Today the Securities and Exchange Commission voted to issue a release directing all public companies to disclose whether global climate change, and the legislation and regulations designed to respond to climate change, will affect the results and operations of those companies. Seems like a fairly straight-forward investor protection measure - isn't the SEC supposed to require public companies to disclose all material risks? The punchline is that before the SEC could issue the release, Republicans on the House Energy and Commerce Committee sent the SEC an angry letter opposing the release, because they fear it will lend support to efforts to pass cap-and-trade legislation. So the two Republican members of the SEC (supposedly an independent agency), voted against the release.

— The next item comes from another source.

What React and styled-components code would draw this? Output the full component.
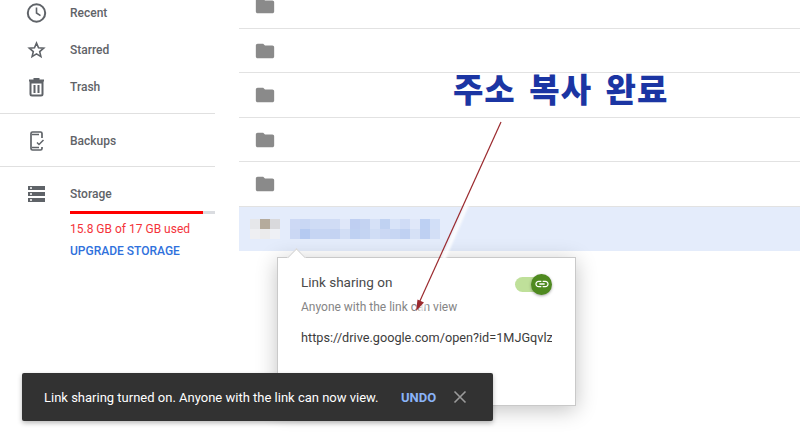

Here is a link to the SEC's press release announcing its climate change interpretative release.
http://www.sec.gov/...
And here is the statement of SEC Chairman Mary Schapiro explaining what the SEC was doing and why.
http://www.sec.gov/...
The basic legal principal here should be completely non-controversial - ever since 1934, publicly traded companies have had to disclose their results, and disclose "known trends and uncertainties" that could affect those results in the future. The SEC simply announced today that global climate change, and the world-wide legislation and regulation designed to combat climate change, may be a material known trend and uncertainty, and public companies should disclose whether and how it will affect their operations.
This SEC release was the result of a petition filed by Ceres and the Environmental Defense Fund, supported by a broad range of large institutional investors, including socially responsible mutual fund companies and large state and local government pension plans. These investors said information about climate change was important to their long-term investing decisions, and that many public companies had not provided enough accurate, reliable, comparable information on this issue to allow them to make informed investment decisions.
You might have thought this would be uncontroversial - but you'd be wrong. The SEC, by law (the Government in the Sunshine Act), had to announce last week it was going to issue this release. The SEC announcement led Texas Rep. Joe Barton, and his sidekick Oregon Rep. Greg Walden, to write a hysterical (in both senses) letter attacking the proposed SEC release (which they hadn't seen, and did not know what it would say). Link is attached:
http://republicans.energycommerce.ho...
Barton, the ranking Republican on the House Energy and Commerce Committee and a bought-and-paid-for captive of the oil and gas industry, is terrified that the SEC's action would give momentum to the CO2 cap-and-trade legislation currently pending in Congress. Barton's argument (as best as I can make it out) is that since the SEC didn't protect investors in the Bernie Madoff case, it shouldn't protect any other investors in any other situation. Big CO2 emitters (such as - steady now - the oil and gas industry, but also utilities and chemical companies) have not been telling their investors how climate change legislation and regulation will affect them. Neither have insurance companies and others that face increased risks from climate change. Investors in those companies face losses because the companies have not come clean about what their real risks are.
OK, hyper-ventilating Congress-critters are nothing new. That's why we have independent agencies like the SEC, to resist political pressure, right? Not so much. By law, two of the five SEC Commissioners must be from a political party different from the President. SEC Commissioner Kathy Casey is a former staffer for Alabama Republican Senator Richard Shelby. So it's no real surprise that she marched in lockstep with the Congressional Republicans, and voted against the release. The bigger surprise is SEC Commissioner Troy Parades, formerly a relatively respected law school prof at Washington University in St. Louis. Parades reasoned that public companies should not have to disclose issues that could hurt their public reputation. He also argued that giving investors too much information would hurt them - it would bury them with trivia. Boy, those are real strong investor-protection rationales there, Troy. I'm not making this up - here's a link to his statement:
http://www.sec.gov/...
Last, he argued that the SEC has more important things to do, and it shouldn't be wasting its time on climate change disclosure.
Three months ago, the SEC updated its guidance on disclosure about oil and gas reserves. The update (which modernized some admittedly outdated standards from the 1970s) had the effect of making the assets of oil and gas companies look more valuable. If you want to read the exceptionally boring guidance, it's here:
http://www.sec.gov/...
I don't remember Joe Barton complaining that the SEC doesn't know anything about oil and gas, or Troy Parades complaining that the SEC had more important things to do then. In the words of the wise church lady, "Isn't that convenient?"